My name is Paul and I have been a type 1 diabetic for 13 years. I have always been a sporty individual, and even more so after my diagnosis. I played regular Sunday League football, have completed the London Marathon, regulary participate in fun runs and have plans for more big challenges.

I graduated from University last year with a sports science degree, and am also a qualified personal trainer and sports massage therapist. Through my years of experience with diabetes and exercise I always found that diabetes care was somewhat lacking in the area of exercise - and I always had to motivate myself and test out new things to learn what worked best and how I should go about doing things. I never knew of anyone who I could answer my questions and who could advise me on the best way of exercising with my condition.

With this is mind, and after seeing a large section of this site devoted to exercise and diabetes, I am creating a course for type 2 diabetics which would involve one on one personal training sessions, exercise classes, presentations on nutrition and exericse, gym membership, fitness programs, and cooking sessions.
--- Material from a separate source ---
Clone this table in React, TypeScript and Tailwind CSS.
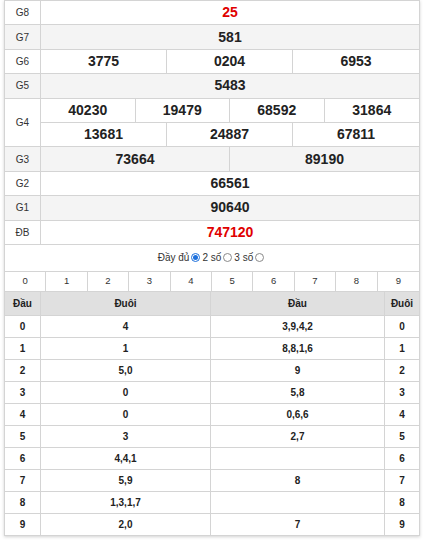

I believe that this would create a fantastic way of encouraging us to exercise and lead healthy lifestyles, whilst also creating an a supportive network and perhaps even new lifetime friends.

As part of my research into this course I am looking for type 2 diabetics to fill out a simple quesitonnaire which can be found at the link below. If you are happy to do this all you need to do is click on the link, download the questionnaire, click on the appropiate boxes, and then click submit form - and I will then recieve your response.

Thank you in advance for taking the time to read this and if you have any questions or would like to contact me to discuss any aspects please feel free to message me.

Kindest Regards

Paul Barette

The link is here:

https://share.acrobat.com/adc/document.do?docid=2bff006f-719c-412e-b7cd-19f946101b54


----------



## Northerner (Sep 13, 2009)

Sounds like an excellent idea Paul, I hope you get a good response!


----------



## boysie (Sep 13, 2009)

Northerner said:


> Sounds like an excellent idea Paul, I hope you get a good response!



Thanks for the support Northerner!


----------



## Caroline (Sep 14, 2009)

Good luck, I hope it's a success.


----------



## Steff (Sep 14, 2009)

hi paul wish you all the best and hope you get a good response


----------